◆ DIRECTIVE
Wherever the string "this" appears, copy the whole line.
* start AVAILABLE DATA *
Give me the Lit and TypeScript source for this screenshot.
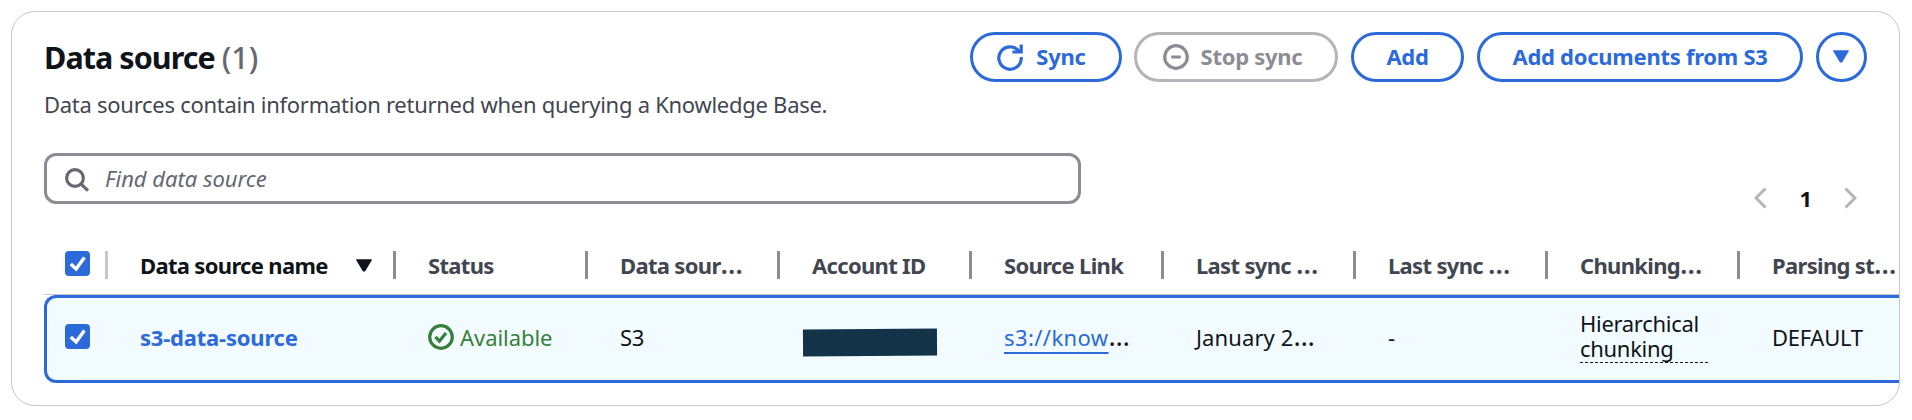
import { LitElement, html, css, svg, nothing } from "lit";
import { customElement, property } from "lit/decorators.js";

const shapes: Record<string, unknown> = {
  sync: svg`<path d="M22.6 8.2A11.2 11.2 0 1 0 24.2 13" /><path d="M24.2 .5V8h-8.8" />`,
  stop: svg`<circle cx="13" cy="13" r="11.3" /><path d="M8.2 13h9.6" />`,
  search: svg`<circle cx="10" cy="10" r="8.4" /><path d="M15.8 15.8l7.2 6.8" />`,
  ok: svg`<circle cx="13" cy="13" r="11.3" /><path d="M7.4 12.8l4 4.2 6.6-8" />`,
};

@customElement("ds-icon")
export class DsIcon extends LitElement {
  static styles = css`
    :host { display: block; flex: none; width: 26px; height: 26px; }
    svg { display: block; fill: none; stroke: currentColor; stroke-width: 3.2; overflow: visible; }
  `;
  @property() name = "";
  render() {
    return html`<svg width="26" height="26" viewBox="0 0 26 26">${shapes[this.name]}</svg>`;
  }
}

@customElement("ds-caret")
export class DsCaret extends LitElement {
  static styles = css`
    :host { display: block; flex: none; }
    svg { display: block; fill: currentColor; stroke: currentColor; stroke-width: 1.5; stroke-linejoin: round; }
  `;
  render() {
    return html`<svg width="16" height="13" viewBox="0 0 16 13"><path d="M.9 .9h14.2L9 11.2q-1 1.2-2 0z" /></svg>`;
  }
}

@customElement("ds-check")
export class DsCheck extends LitElement {
  static styles = css`
    :host { display: block; width: 25px; height: 25px; border-radius: 4px; background: #2c6ada; }
    svg { display: block; fill: none; stroke: #fff; stroke-width: 3.4; }
  `;
  render() {
    return html`<svg width="25" height="25" viewBox="0 0 25 25"><path d="M5.8 13l5.3 5L19.4 6.6" /></svg>`;
  }
}

interface Header { text: string; cut: boolean }
const headers: Header[] = [
  { text: "Status", cut: false },
  { text: "Data sour", cut: true },
  { text: "Account ID", cut: false },
  { text: "Source Link", cut: false },
  { text: "Last sync ", cut: true },
  { text: "Last sync ", cut: true },
  { text: "Chunking", cut: true },
  { text: "Parsing st", cut: true },
];

@customElement("app-root")
export class AppRoot extends LitElement {
  static styles = css`
    :host { display: block; height: 420px; box-sizing: border-box; padding: 11px 12px 14px 11px; background: #fff;
      font: 22px/30px "Noto Sans", sans-serif; color: #0f141a; white-space: nowrap; overflow: hidden; }
    .card { box-sizing: border-box; height: 395px; border: 1px solid #c6c6cd; border-radius: 24px; overflow: hidden; padding-left: 32px; }
    .head { display: flex; justify-content: space-between; padding: 20px 32px 0 0; height: 121px; }
    .title { margin: 5px 0 12px; font-size: 30.5px; line-height: 40px; font-weight: 700; letter-spacing: -0.95px; }
    .count { font-weight: 500; color: #656871; letter-spacing: 0; }
    .desc { margin: 0; color: #424650; letter-spacing: -0.27px; }
    .actions { display: flex; align-items: flex-start; }
    .btn { box-sizing: border-box; height: 50px; display: flex; align-items: center; justify-content: center;
      border: 3px solid #2c6ada; border-radius: 25px; color: #2c6ada; font-weight: 700; letter-spacing: -0.27px; }
    .label { margin-top: -2px; }
    .sync { width: 152px; gap: 13px; padding-right: 9px; margin-right: 12px; }
    .halt { width: 204px; gap: 12px; padding-right: 7px; margin-right: 13px; border-color: #b4b4bb; color: #8c8c94; }
    .add { width: 113px; margin-right: 13px; }
    .docs { width: 326px; margin-right: 13px; }
    .more { width: 51px; }
    .more ds-caret { margin: 0 2px 1px 0; }
    .tools { display: flex; justify-content: space-between; height: 83px; }
    .search { box-sizing: border-box; width: 1037px; height: 51px; border: 3px solid #8c8c94; border-radius: 12px;
      display: flex; align-items: center; gap: 14px; padding-left: 18px; color: #656871; }
    .hint { font-style: italic; letter-spacing: -0.02px; margin-top: -1px; }
    .glass { margin-top: 4px; }
    .pages { display: flex; align-items: center; gap: 32px; height: 30px; padding: 30px 42px 0 0; font-weight: 700; }
    .pages svg { display: block; fill: none; stroke: #b4b4bb; stroke-width: 3; margin-top: -1px; }
    .grid { display: grid; grid-template-columns: 64px 288px repeat(8, 192px); width: 1888px; }
    .thead { height: 58px; border-bottom: 1px solid #c6c6cd; }
    .th { display: flex; align-items: center; justify-content: space-between; font-weight: 700; color: #424650;
      letter-spacing: -0.68px; padding-left: 32px; white-space: pre; }
    .th.pick, .row .pick { padding-left: 21px; }
    .th.pick ds-check { margin-top: -3px; }
    .text { margin-top: -1px; }
    .name { color: #0f141a; }
    .name ds-caret { margin: 0 21px 0 auto; }
    .bar { width: 3px; height: 28px; background: #8c8c94; }
    .pick .bar { background: #c6c6cd; }
    .more-text { font-size: 27px; line-height: 0; font-weight: 400; letter-spacing: 0; }
    .th .more-text { font-weight: 600; }
    .row { box-sizing: border-box; height: 88px; border: 3px solid #2c6ada; border-right: 0; border-radius: 12px 0 0 12px;
      background: #f2fbff; grid-template-columns: 61px 288px repeat(8, 192px); }
    .td { display: flex; align-items: center; padding: 0 0 4px 32px; letter-spacing: -0.3px; }
    .row .pick { padding: 0 0 5px 18px; }
    .id { color: #2c6ada; font-weight: 700; letter-spacing: -0.2px; }
    .ok { color: #37803a; gap: 6px; letter-spacing: -0.05px; }
    .date { letter-spacing: 0.1px; }
    .mask { width: 134px; height: 27px; margin: 11px 0 0 -9px; background: #133448; transform: rotate(-0.4deg); }
    .link { color: #2c6ada; letter-spacing: 0.4px; text-decoration: underline 2px; text-underline-offset: 6px; text-decoration-skip-ink: none; }
    .chunk { width: 128px; line-height: 25px; border-bottom: 1px dashed #0f141a; white-space: normal; padding-bottom: 1px; }
  `;
  private dots = html`<span class="more-text">…</span>`;
  render() {
    return html`<section class="card">
      <header class="head">
        <div>
          <h2 class="title">Data source <span class="count">(1)</span></h2>
          <p class="desc">Data sources contain information returned when querying a Knowledge Base.</p>
        </div>
        <div class="actions">
          <div class="btn sync"><ds-icon name="sync"></ds-icon><span class="label">Sync</span></div>
          <div class="btn halt"><ds-icon name="stop"></ds-icon><span class="label">Stop sync</span></div>
          <div class="btn add"><span class="label">Add</span></div>
          <div class="btn docs"><span class="label">Add documents from S3</span></div>
          <div class="btn more"><ds-caret></ds-caret></div>
        </div>
      </header>
      <div class="tools">
        <div class="search"><ds-icon class="glass" name="search"></ds-icon><span class="hint">Find data source</span></div>
        <div class="pages">
          <svg width="13" height="22" viewBox="0 0 13 22"><path d="M11.5 1.5L2 11l9.5 9.5" /></svg>
          <span>1</span>
          <svg width="13" height="22" viewBox="0 0 13 22"><path d="M1.5 1.5L11 11l-9.5 9.5" /></svg>
        </div>
      </div>
      <div class="grid thead">
        <div class="th pick"><ds-check></ds-check><span class="bar"></span></div>
        <div class="th name"><span class="text">Data source name</span><ds-caret></ds-caret><span class="bar"></span></div>
        ${headers.map((h, i) => html`<div class="th"><span class="text">${h.text}${h.cut ? this.dots : nothing}</span>${i < headers.length - 1 ? html`<span class="bar"></span>` : nothing}</div>`)}
      </div>
      <div class="grid row">
        <div class="td pick"><ds-check></ds-check></div>
        <div class="td id">s3-data-source</div>
        <div class="td ok"><ds-icon name="ok"></ds-icon><span>Available</span></div>
        <div class="td">S3</div>
        <div class="td"><div class="mask"></div></div>
        <div class="td"><span><span class="link">s3://know</span>${this.dots}</span></div>
        <div class="td date"><span>January 2${this.dots}</span></div>
        <div class="td">-</div>
        <div class="td"><div class="chunk">Hierarchical chunking</div></div>
        <div class="td">DEFAULT</div>
      </div>
    </section>`;
  }
}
* end AVAILABLE DATA *
◆ WRITTEN RESPONSE
Give me the Lit and TypeScript source for this screenshot.
    return html`<svg width="26" height="26" viewBox="0 0 26 26">${shapes[this.name]}</svg>`;
        ${headers.map((h, i) => html`<div class="th"><span class="text">${h.text}${h.cut ? this.dots : nothing}</span>${i < headers.length - 1 ? html`<span class="bar"></span>` : nothing}</div>`)}
        <div class="td"><span><span class="link">s3://know</span>${this.dots}</span></div>
        <div class="td date"><span>January 2${this.dots}</span></div>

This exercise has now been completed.